→ **What the task requires**
Return all of the data exactly, with nothing left out but the pictures.

[Front-end source files]
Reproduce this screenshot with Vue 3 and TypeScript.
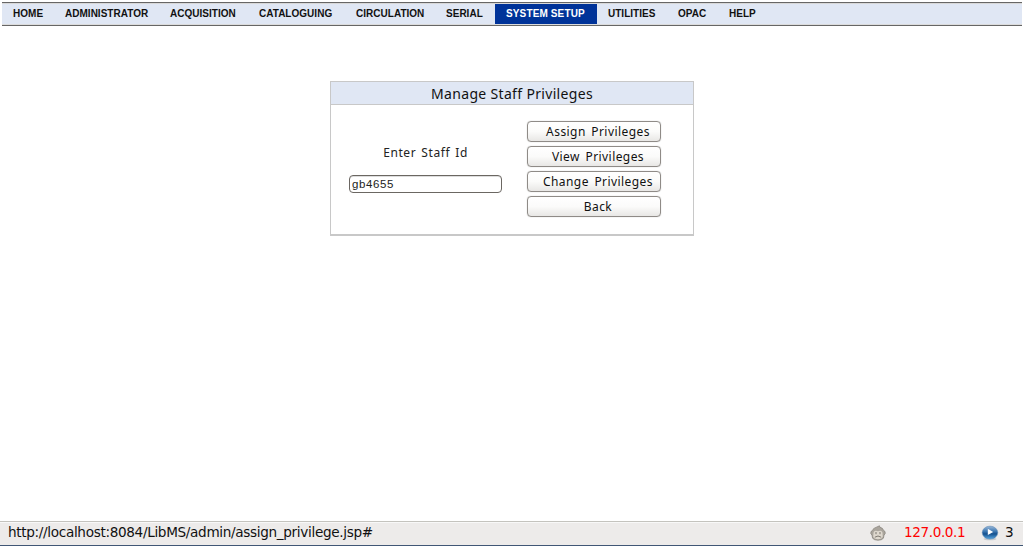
<script setup lang="ts">
import { ref } from 'vue'

interface MenuItem { label: string; width: number }

const menu: MenuItem[] = [
  { label: 'HOME', width: 52 },
  { label: 'ADMINISTRATOR', width: 105 },
  { label: 'ACQUISITION', width: 89 },
  { label: 'CATALOGUING', width: 97 },
  { label: 'CIRCULATION', width: 90 },
  { label: 'SERIAL', width: 60 },
  { label: 'SYSTEM SETUP', width: 102 },
  { label: 'UTILITIES', width: 70 },
  { label: 'OPAC', width: 51 },
  { label: 'HELP', width: 49 },
]
const active = 'SYSTEM SETUP'
const staffId = ref('gb4655')
</script>

<template>
  <div class="page">
    <nav class="menu">
      <a
        v-for="item in menu"
        :key="item.label"
        class="menu-item"
        :class="{ active: item.label === active }"
        :style="{ width: item.width + 'px' }"
      >{{ item.label }}</a>
    </nav>

    <main class="content">
      <form class="panel" @submit.prevent>
        <h1 class="title">Manage Staff Privileges</h1>
        <div class="body">
          <div class="field">
            <label class="label" for="staff">Enter Staff Id</label>
            <input id="staff" v-model="staffId" class="input" type="text" />
          </div>
          <div class="buttons">
            <button class="btn" type="button">Assign Privileges</button>
            <button class="btn" type="button">View Privileges</button>
            <button class="btn" type="button">Change Privileges</button>
            <button class="btn" type="button">Back</button>
          </div>
        </div>
      </form>
    </main>

    <footer class="status">
      <span class="url">http://localhost:8084/LibMS/admin/assign_privilege.jsp#</span>
      <svg class="monkey" width="16" height="16" viewBox="0 0 16 16">
        <path d="M2.5 5.5Q3 3.2 6 2.4L9.5 .8 9.8 2.2Q13 2.8 13.6 5.5Q15.6 6 15.2 8.5L14 10.2 13.4 13.2Q12 15.2 8 15.2T2.6 13.2L2 10.2.8 8.5Q.4 6 2.5 5.5Z" fill="#aaa59d" stroke="#8a867f" stroke-width=".8" />
        <path d="M3.6 7.2Q5 5 8 6.3Q11 5 12.4 7.2L12.8 11.5Q12 14.2 8 14.2T3.2 11.5Z" fill="#ded8ce" />
        <path d="M6 7v2.2M10 7v2.2M4.8 12.2Q8 9.8 11.2 12.2" fill="none" stroke="#7d7870" stroke-width="1" />
      </svg>
      <span class="ip">127.0.0.1</span>
      <svg class="play" width="18" height="16" viewBox="0 0 18 16">
        <defs>
          <linearGradient id="ball" x1="0" y1="0" x2="0" y2="1">
            <stop offset="0" stop-color="#9ab8d8" />
            <stop offset=".42" stop-color="#3975b0" />
            <stop offset=".6" stop-color="#14508e" />
            <stop offset="1" stop-color="#58a8e2" />
          </linearGradient>
        </defs>
        <ellipse cx="9" cy="14" rx="6.5" ry="1.3" fill="#c5cacf" />
        <ellipse cx="9" cy="7.6" rx="7.8" ry="6.5" fill="url(#ball)" stroke="#5c86b0" stroke-width=".5" />
        <path d="M6.8 3.8L12.2 6.9 6.8 10Z" fill="#fff" />
      </svg>
      <span class="count">3</span>
    </footer>
  </div>
</template>

<style>
body { margin: 0; background: #fff; }
</style>

<style scoped>
.page { display: flex; flex-direction: column; width: 1023px; height: 546px; box-sizing: border-box; padding-top: 2px; overflow: hidden; background: #fff; }
.menu { display: flex; box-sizing: border-box; height: 24px; margin: 0 1px 0 2px; padding: 1px 0 1px; background: #e0e7f4; border-top: 1px solid #666; border-bottom: 1px solid #666; box-shadow: inset 0 1px #d8d8d8, inset 0 -1px #dcdcdc; flex: none; }
.menu-item { display: block; flex: none; box-sizing: border-box; height: 20px; padding-left: 11px; font: bold 10px/19px "Liberation Sans", Arial, sans-serif; letter-spacing: .02px; color: #111; white-space: nowrap; }
.menu-item.active { background: #039; color: #fff; letter-spacing: .13px; }
.content { flex: 1; padding-top: 55px; }
.panel { box-sizing: border-box; width: 364px; height: 155px; margin: 0 auto 0 330px; border: 1px solid #c8c8c8; border-bottom-width: 2px; }
.title { margin: 0; height: 22px; background: #e0e7f4; border-bottom: 1px solid #c8c8c8; font: 14px/23px "Noto Sans", sans-serif; letter-spacing: .33px; color: #111; text-align: center; }
.body { display: flex; padding: 16px 0 0 18px; }
.field { width: 153px; padding-top: 22px; display: flex; flex-direction: column; }
.label { font: 12px/20px "Noto Sans", sans-serif; letter-spacing: .6px; word-spacing: 1.3px; text-align: center; color: #222; }
.input { box-sizing: border-box; width: 153px; height: 18px; margin: 12px 0 0; padding: 0 2px; border: 1px solid #6b6762; border-radius: 4px; outline: none; background: #fff; font: 11.5px/16px "Liberation Sans", Arial, sans-serif; letter-spacing: .6px; color: #222; box-shadow: inset 0 1px #ddd; }
.buttons { display: flex; flex-direction: column; gap: 4px; margin-left: 25px; }
.btn { box-sizing: border-box; width: 134px; height: 21px; margin: 0; padding: 0 0 0 8px; border: 1px solid #8f8b87; border-radius: 4px; background: linear-gradient(#fff, #fbfbfa 50%, #e8e7e5); box-shadow: 0 0 1px #aaa; font: 12px/19px "Noto Sans", sans-serif; letter-spacing: .43px; word-spacing: 2px; color: #111; text-align: center; white-space: nowrap; }
.status { flex: none; display: flex; align-items: center; box-sizing: border-box; height: 25px; padding: 0 0 2px 8px; background: #edebea; border-top: 1px solid #c4c3be; border-bottom: 1px solid #405775; box-shadow: inset 0 1px #f8f8f8; font: 13.6px/21px "DejaVu Sans", sans-serif; letter-spacing: -.33px; color: #111; }
.url { width: 862px; white-space: nowrap; }
.monkey { flex: none; }
.ip { width: 77px; margin-left: 18px; letter-spacing: -.4px; color: #f00; }
.play { flex: none; }
.count { margin-left: 6px; }
</style>
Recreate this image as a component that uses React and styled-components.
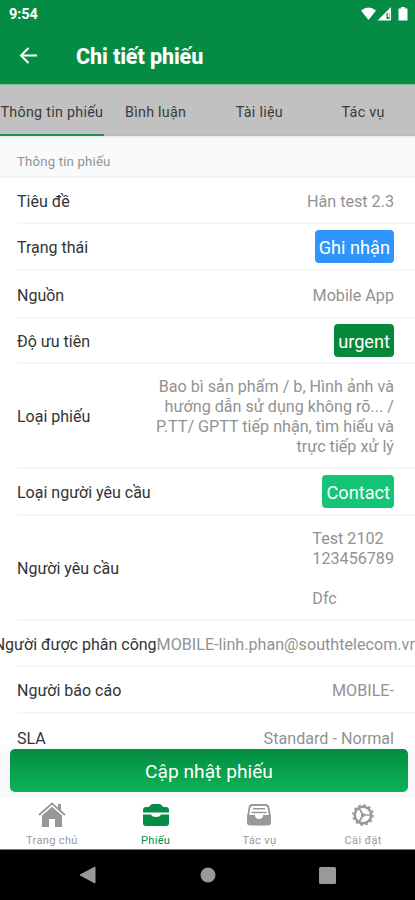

→ **The answer**
Reproduce this screenshot with Vue 3 and TypeScript.
<script setup lang="ts">
import { ref } from 'vue'

interface MenuItem { label: string; width: number }

const menu: MenuItem[] = [
  { label: 'HOME', width: 52 },
  { label: 'ADMINISTRATOR', width: 105 },
  { label: 'ACQUISITION', width: 89 },
  { label: 'CATALOGUING', width: 97 },
  { label: 'CIRCULATION', width: 90 },
  { label: 'SERIAL', width: 60 },
  { label: 'SYSTEM SETUP', width: 102 },
  { label: 'UTILITIES', width: 70 },
  { label: 'OPAC', width: 51 },
  { label: 'HELP', width: 49 },
]
const active = 'SYSTEM SETUP'
const staffId = ref('gb4655')
</script>

<template>
  <div class="page">
    <nav class="menu">
      <a
        v-for="item in menu"
        :key="item.label"
        class="menu-item"
        :class="{ active: item.label === active }"
        :style="{ width: item.width + 'px' }"
      >{{ item.label }}</a>
    </nav>

    <main class="content">
      <form class="panel" @submit.prevent>
        <h1 class="title">Manage Staff Privileges</h1>
        <div class="body">
          <div class="field">
            <label class="label" for="staff">Enter Staff Id</label>
            <input id="staff" v-model="staffId" class="input" type="text" />
          </div>
          <div class="buttons">
            <button class="btn" type="button">Assign Privileges</button>
            <button class="btn" type="button">View Privileges</button>
            <button class="btn" type="button">Change Privileges</button>
            <button class="btn" type="button">Back</button>
          </div>
        </div>
      </form>
    </main>

    <footer class="status">
      <span class="url">http://localhost:8084/LibMS/admin/assign_privilege.jsp#</span>
      <svg class="monkey" width="16" height="16" viewBox="0 0 16 16">
        <path d="M2.5 5.5Q3 3.2 6 2.4L9.5 .8 9.8 2.2Q13 2.8 13.6 5.5Q15.6 6 15.2 8.5L14 10.2 13.4 13.2Q12 15.2 8 15.2T2.6 13.2L2 10.2.8 8.5Q.4 6 2.5 5.5Z" fill="#aaa59d" stroke="#8a867f" stroke-width=".8" />
        <path d="M3.6 7.2Q5 5 8 6.3Q11 5 12.4 7.2L12.8 11.5Q12 14.2 8 14.2T3.2 11.5Z" fill="#ded8ce" />
        <path d="M6 7v2.2M10 7v2.2M4.8 12.2Q8 9.8 11.2 12.2" fill="none" stroke="#7d7870" stroke-width="1" />
      </svg>
      <span class="ip">127.0.0.1</span>
      <svg class="play" width="18" height="16" viewBox="0 0 18 16">
        <defs>
          <linearGradient id="ball" x1="0" y1="0" x2="0" y2="1">
            <stop offset="0" stop-color="#9ab8d8" />
            <stop offset=".42" stop-color="#3975b0" />
            <stop offset=".6" stop-color="#14508e" />
            <stop offset="1" stop-color="#58a8e2" />
          </linearGradient>
        </defs>
        <ellipse cx="9" cy="14" rx="6.5" ry="1.3" fill="#c5cacf" />
        <ellipse cx="9" cy="7.6" rx="7.8" ry="6.5" fill="url(#ball)" stroke="#5c86b0" stroke-width=".5" />
        <path d="M6.8 3.8L12.2 6.9 6.8 10Z" fill="#fff" />
      </svg>
      <span class="count">3</span>
    </footer>
  </div>
</template>

<style>
body { margin: 0; background: #fff; }
</style>

<style scoped>
.page { display: flex; flex-direction: column; width: 1023px; height: 546px; box-sizing: border-box; padding-top: 2px; overflow: hidden; background: #fff; }
.menu { display: flex; box-sizing: border-box; height: 24px; margin: 0 1px 0 2px; padding: 1px 0 1px; background: #e0e7f4; border-top: 1px solid #666; border-bottom: 1px solid #666; box-shadow: inset 0 1px #d8d8d8, inset 0 -1px #dcdcdc; flex: none; }
.menu-item { display: block; flex: none; box-sizing: border-box; height: 20px; padding-left: 11px; font: bold 10px/19px "Liberation Sans", Arial, sans-serif; letter-spacing: .02px; color: #111; white-space: nowrap; }
.menu-item.active { background: #039; color: #fff; letter-spacing: .13px; }
.content { flex: 1; padding-top: 55px; }
.panel { box-sizing: border-box; width: 364px; height: 155px; margin: 0 auto 0 330px; border: 1px solid #c8c8c8; border-bottom-width: 2px; }
.title { margin: 0; height: 22px; background: #e0e7f4; border-bottom: 1px solid #c8c8c8; font: 14px/23px "Noto Sans", sans-serif; letter-spacing: .33px; color: #111; text-align: center; }
.body { display: flex; padding: 16px 0 0 18px; }
.field { width: 153px; padding-top: 22px; display: flex; flex-direction: column; }
.label { font: 12px/20px "Noto Sans", sans-serif; letter-spacing: .6px; word-spacing: 1.3px; text-align: center; color: #222; }
.input { box-sizing: border-box; width: 153px; height: 18px; margin: 12px 0 0; padding: 0 2px; border: 1px solid #6b6762; border-radius: 4px; outline: none; background: #fff; font: 11.5px/16px "Liberation Sans", Arial, sans-serif; letter-spacing: .6px; color: #222; box-shadow: inset 0 1px #ddd; }
.buttons { display: flex; flex-direction: column; gap: 4px; margin-left: 25px; }
.btn { box-sizing: border-box; width: 134px; height: 21px; margin: 0; padding: 0 0 0 8px; border: 1px solid #8f8b87; border-radius: 4px; background: linear-gradient(#fff, #fbfbfa 50%, #e8e7e5); box-shadow: 0 0 1px #aaa; font: 12px/19px "Noto Sans", sans-serif; letter-spacing: .43px; word-spacing: 2px; color: #111; text-align: center; white-space: nowrap; }
.status { flex: none; display: flex; align-items: center; box-sizing: border-box; height: 25px; padding: 0 0 2px 8px; background: #edebea; border-top: 1px solid #c4c3be; border-bottom: 1px solid #405775; box-shadow: inset 0 1px #f8f8f8; font: 13.6px/21px "DejaVu Sans", sans-serif; letter-spacing: -.33px; color: #111; }
.url { width: 862px; white-space: nowrap; }
.monkey { flex: none; }
.ip { width: 77px; margin-left: 18px; letter-spacing: -.4px; color: #f00; }
.play { flex: none; }
.count { margin-left: 6px; }
</style>
Recreate this image as a component that uses React and styled-components.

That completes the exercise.